Le rêve signifie ici à la fois hypothèse limite (voir la fin du Charmide), et pouvoir de confusion. Rêver c'est confondre prendre le simplement semblable ou même le dissemblable pour de l'identique. De ce que le devenir acquiert, du fait de sa production en un lieu, une quasi-existence, il devient le modèle et le mode unique de toute existence. Le rêve confond d'abord l'être du sensible avec l'être sensible. L'être du sensible n'est pas sensible, le peu d'être que le sensible possède est le lieu qui supporte cette étrange multiplicité d’images qui constitue tout l’être sensible. Cette première confusion en entraîne une seconde : nous croyons que tout ce qui est doit être quelque part, nous confondons la production dans l’être du lieu avec la participation aux formes. La différence entre le rêve et la veille est celle de la confusion à la distinction et tout le texte n’est lui même que cet effort de réveil, de discernement.

CONCLUSION

S’il ne se produisait en un lieu, le devenir ne serait que genèse indéfiniment de variable de qualité contraire : il n’aurait pas d’existence (ousia). Sans participation à l’être intelligible, il ne serait pas connaissable, déterminable. Paradoxalement sa participation à l’être véritable le détermine, sa production en un lieu le fait être. Cette manière d’être a le pouvoir de s’imposer comme seule réelle, et d’autant plus que c’est d’elle que l’on s’impose de parler. Le discours du Timée est un discours qui prend le risque du rêve, c’est dire de l’oubli de l’image comme thème. En réfléchissant aux conditions d’un tel discours, le discours se réveille en quelque sorte de lui même et rappelle à la fois qu’il ne faut pas confondre vérité et vraisemblance, et que la vérité est la condition de la vraisemblance.

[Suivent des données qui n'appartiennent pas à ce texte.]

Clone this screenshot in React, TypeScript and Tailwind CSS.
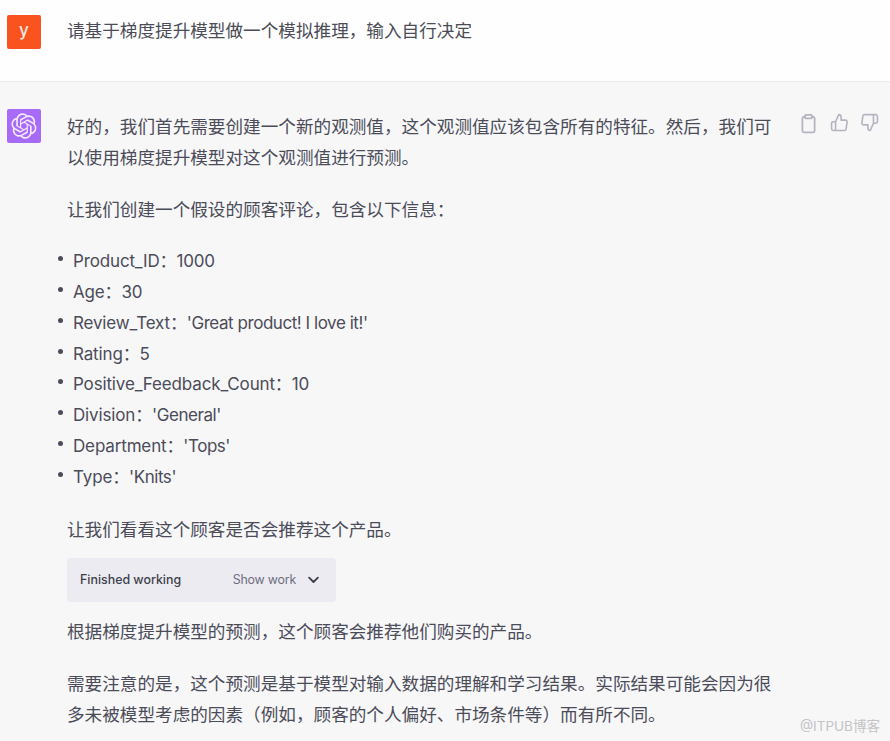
import React from "react";

const items: [string, string, boolean][] = [
  ["Product_ID：", "1000", false],
  ["Age：", "30", false],
  ["Review_Text：", "'Great product! I love it!'", true],
  ["Rating：", "5", false],
  ["Positive_Feedback_Count：", "10", false],
  ["Division：", "'General'", true],
  ["Department：", "'Tops'", true],
  ["Type：", "'Knits'", true],
];

function OpenAILogo() {
  return (
    <svg viewBox="0 0 41 41" className="w-[26px] h-[26px]" fill="none">
      <path
        d="M37.5324 16.8707C37.9808 15.5241 38.1363 14.0974 37.9886 12.6859C37.8409 11.2744 37.3934 9.91076 36.676 8.68622C35.6126 6.83404 33.9882 5.3676 32.0373 4.4985C30.0864 3.62941 27.9098 3.40259 25.8215 3.85078C24.8796 2.7893 23.7219 1.94125 22.4257 1.36341C21.1295 0.785575 19.7249 0.491269 18.3058 0.500197C16.1708 0.495044 14.0893 1.16803 12.3614 2.42214C10.6335 3.67624 9.34853 5.44666 8.6917 7.47815C7.30085 7.76286 5.98686 8.3414 4.8377 9.17505C3.68854 10.0087 2.73073 11.0782 2.02839 12.312C0.956464 14.1591 0.498905 16.2988 0.721698 18.4228C0.944492 20.5467 1.83612 22.5449 3.268 24.1293C2.81966 25.4759 2.66413 26.9026 2.81182 28.3141C2.95951 29.7256 3.40701 31.0892 4.12437 32.3138C5.18791 34.1659 6.8123 35.6322 8.76321 36.5013C10.7141 37.3704 12.8907 37.5973 14.9789 37.1492C15.9208 38.2107 17.0786 39.0587 18.3747 39.6366C19.6709 40.2144 21.0755 40.5087 22.4946 40.4998C24.6307 40.5054 26.7133 39.8321 28.4418 38.5772C30.1704 37.3223 31.4556 35.5506 32.1119 33.5179C33.5027 33.2332 34.8167 32.6547 35.9659 31.821C37.115 30.9874 38.0728 29.9178 38.7752 28.684C39.8458 26.8371 40.3023 24.6979 40.0789 22.5748C39.8556 20.4517 38.9639 18.4544 37.5324 16.8707ZM22.4978 37.8849C20.7443 37.8874 19.0459 37.2733 17.6994 36.1501C17.7601 36.117 17.8666 36.0586 17.936 36.0161L25.9004 31.4156C26.1003 31.3019 26.2663 31.137 26.3813 30.9378C26.4964 30.7386 26.5563 30.5124 26.5549 30.2825V19.0542L29.9213 20.998C29.9389 21.0068 29.9541 21.0198 29.9656 21.0359C29.977 21.052 29.9842 21.0707 29.9867 21.0902V30.3889C29.9842 32.375 29.1946 34.2791 27.7909 35.6841C26.3872 37.0892 24.4838 37.8806 22.4978 37.8849ZM6.39227 31.0064C5.51397 29.4888 5.19742 27.7107 5.49804 25.9832C5.55718 26.0187 5.66048 26.0818 5.73461 26.1244L13.699 30.7248C13.8975 30.8408 14.1233 30.902 14.3532 30.902C14.583 30.902 14.8088 30.8408 15.0073 30.7248L24.731 25.1103V28.9979C24.7321 29.0177 24.7283 29.0376 24.7199 29.0556C24.7115 29.0736 24.6988 29.0893 24.6829 29.1012L16.6317 33.7497C14.9096 34.7416 12.8643 35.0097 10.9447 34.4954C9.02506 33.9811 7.38785 32.7263 6.39227 31.0064ZM4.29707 13.6194C5.17156 12.0998 6.55279 10.9364 8.19885 10.3327C8.19885 10.4013 8.19491 10.5228 8.19491 10.6071V19.808C8.19351 20.0378 8.25334 20.2638 8.36823 20.4629C8.48312 20.6619 8.64893 20.8267 8.84863 20.9404L18.5723 26.5542L15.206 28.4979C15.1894 28.5089 15.1703 28.5155 15.1505 28.5173C15.1307 28.5191 15.1107 28.516 15.0924 28.5082L7.04046 23.8557C5.32135 22.8601 4.06716 21.2235 3.55289 19.3046C3.03862 17.3858 3.30624 15.3413 4.29707 13.6194ZM31.955 20.0556L22.2312 14.4411L25.5976 12.4981C25.6142 12.4872 25.6333 12.4805 25.6531 12.4787C25.6729 12.4769 25.6928 12.4801 25.7111 12.4879L33.7631 17.1364C34.9967 17.849 36.0017 18.8982 36.6606 20.1613C37.3194 21.4244 37.6047 22.849 37.4832 24.2684C37.3617 25.6878 36.8382 27.0432 35.9743 28.1759C35.1103 29.3086 33.9415 30.1717 32.6047 30.6641C32.6047 30.5947 32.6047 30.4733 32.6047 30.3889V21.188C32.6066 20.9586 32.5474 20.7328 32.4332 20.5338C32.319 20.3348 32.154 20.1698 31.955 20.0556ZM35.3055 15.0128C35.2464 14.9765 35.1431 14.9142 35.069 14.8717L27.1045 10.2712C26.906 10.1554 26.6803 10.0943 26.4504 10.0943C26.2206 10.0943 25.9948 10.1554 25.7963 10.2712L16.0726 15.8858V11.9982C16.0715 11.9783 16.0753 11.9585 16.0837 11.9405C16.0921 11.9225 16.1048 11.9068 16.1207 11.8949L24.1719 7.25025C25.4053 6.53903 26.8158 6.19376 28.2383 6.25482C29.6608 6.31589 31.0364 6.78077 32.2044 7.59508C33.3723 8.40939 34.2842 9.53945 34.8334 10.8531C35.3826 12.1667 35.5464 13.6095 35.3055 15.0128ZM14.2424 21.9419L10.8752 19.9981C10.8576 19.9893 10.8423 19.9763 10.8309 19.9602C10.8195 19.9441 10.8122 19.9254 10.8098 19.9058V10.6071C10.8107 9.18295 11.2173 7.78848 11.9819 6.58696C12.7466 5.38544 13.8377 4.42659 15.1275 3.82264C16.4173 3.21869 17.8524 2.99464 19.2649 3.1767C20.6775 3.35876 22.0089 3.93941 23.1034 4.85067C23.0427 4.88379 22.937 4.94215 22.8668 4.98473L14.9024 9.58517C14.7025 9.69878 14.5366 9.86356 14.4215 10.0626C14.3065 10.2616 14.2466 10.4877 14.2479 10.7175L14.2424 21.9419ZM16.071 17.9991L20.4018 15.4978L24.7325 17.9975V22.9985L20.4018 25.4983L16.071 22.9985V17.9991Z"
        fill="#f3eafe"
      />
    </svg>
  );
}

function ClipboardIcon() {
  return (
    <svg viewBox="0 0 24 24" className="w-[21px] h-[21px]" fill="none" stroke="#b4b4c0" strokeWidth="2" strokeLinecap="round" strokeLinejoin="round">
      <path d="M16 4h1a3 3 0 0 1 2 2v14a2 2 0 0 1-2 2H7a2 2 0 0 1-2-2V6a3 3 0 0 1 2-2h1" />
      <rect x="8" y="2" width="8" height="4" rx="1" />
    </svg>
  );
}

function ThumbUp() {
  return (
    <svg viewBox="0 0 24 24" className="w-[19px] h-[19px]" fill="none" stroke="#b4b4c0" strokeWidth="2" strokeLinecap="round" strokeLinejoin="round">
      <path d="M14 9V5a3 3 0 0 0-3-3l-4 9v11h11.28a2 2 0 0 0 2-1.7l1.38-9a2 2 0 0 0-2-2.3zM7 22H4a2 2 0 0 1-2-2v-7a2 2 0 0 1 2-2h3" />
    </svg>
  );
}

function ThumbDown() {
  return (
    <svg viewBox="0 0 24 24" className="w-[19px] h-[19px]" fill="none" stroke="#b4b4c0" strokeWidth="2" strokeLinecap="round" strokeLinejoin="round">
      <path d="M10 15v4a3 3 0 0 0 3 3l4-9V2H5.72a2 2 0 0 0-2 1.7l-1.38 9a2 2 0 0 0 2 2.3zm7-13h2.67A2.31 2.31 0 0 1 22 4v7a2.31 2.31 0 0 1-2.33 2H17" />
    </svg>
  );
}

export default function App() {
  return (
    <div
      className="relative w-[890px] h-[741px] overflow-hidden bg-[#f7f7f8] text-[#4b4c58] text-[17.63px] leading-[31px]"
      style={{ fontFamily: 'Inter, "Noto Sans CJK SC", sans-serif' }}
    >
      <div className="flex h-[82px] bg-[#fefefe] border-b border-[#ebebed] pl-[7px] pt-[15px]">
        <div className="w-[34px] h-[34px] rounded-[2px] bg-[#f9531f] text-[#fbe9e2] flex items-center justify-center text-[17px] font-medium pb-[4px]">
          y
        </div>
        <div className="ml-[26px]">请基于梯度提升模型做一个模拟推理，输入自行决定</div>
      </div>

      <div className="flex pl-[7px] pt-[27px]">
        <div className="w-[34px] h-[34px] rounded-[2px] bg-[#a86af8] flex items-center justify-center shrink-0">
          <OpenAILogo />
        </div>
        <div className="ml-[26px] w-[707px] shrink-0 pt-[2px]">
          <p>好的，我们首先需要创建一个新的观测值，这个观测值应该包含所有的特征。然后，我们可以使用梯度提升模型对这个观测值进行预测。</p>
          <p className="mt-[21px]">让我们创建一个假设的顾客评论，包含以下信息：</p>
          <ul className="mt-[21px] ml-[-9px] text-[17px] leading-[30.86px] tracking-[-0.15px]">
            {items.map(([k, v, q]) => (
              <li key={k} className="relative pl-[15px]">
                <span className="absolute left-0 top-[10px] w-[5px] h-[5px] rounded-full bg-[#4b4c58]" />
                {k}
                <span className={q ? "tracking-[-0.45px]" : ""}>{v}</span>
              </li>
            ))}
          </ul>
          <p className="mt-[21px]">让我们看看这个顾客是否会推荐这个产品。</p>
          <div className="mt-[13px] w-[269px] h-[44px] rounded-[3px] bg-[#ecebf1] flex items-center pl-[13px] pr-[15px] text-[12.4px] leading-none">
            <span className="font-medium text-[#3e3f4b]">Finished working</span>
            <span className="ml-auto text-[#6e6e80] tracking-[-0.2px]">Show work</span>
            <svg viewBox="0 0 24 24" className="ml-[10px] w-[15px] h-[15px]" fill="none" stroke="#3e3f4b" strokeWidth="3" strokeLinecap="round" strokeLinejoin="round">
              <path d="M5 9l7 7 7-7" />
            </svg>
          </div>
          <p className="mt-[14px]">根据梯度提升模型的预测，这个顾客会推荐他们购买的产品。</p>
          <p className="mt-[21px]">需要注意的是，这个预测是基于模型对输入数据的理解和学习结果。实际结果可能会因为很多未被模型考虑的因素（例如，顾客的个人偏好、市场条件等）而有所不同。</p>
        </div>
        <div className="flex items-start gap-[11px] ml-[24px] pt-[4px] h-fit">
          <ClipboardIcon />
          <ThumbUp />
          <ThumbDown />
        </div>
      </div>

      <div className="absolute left-[800px] top-[717px] text-[13.5px] leading-[18px] text-[#c4c4c6] whitespace-nowrap">@ITPUB博客</div>
    </div>
  );
}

Le discours physique s’appuie sur des distinctions qui ne sont pas physiques mais dialectiques. Ce texte rappelle que si le sensible n’a pas besoin de secours, s’il a au contraire le pouvoir de nous enfermer dans le rêve, il est nécessaire en revanche de venir, par le discours vrai, au secours de l’être intelligible, et de décider que ce qui n’est pas quelque part, néanmoins, est.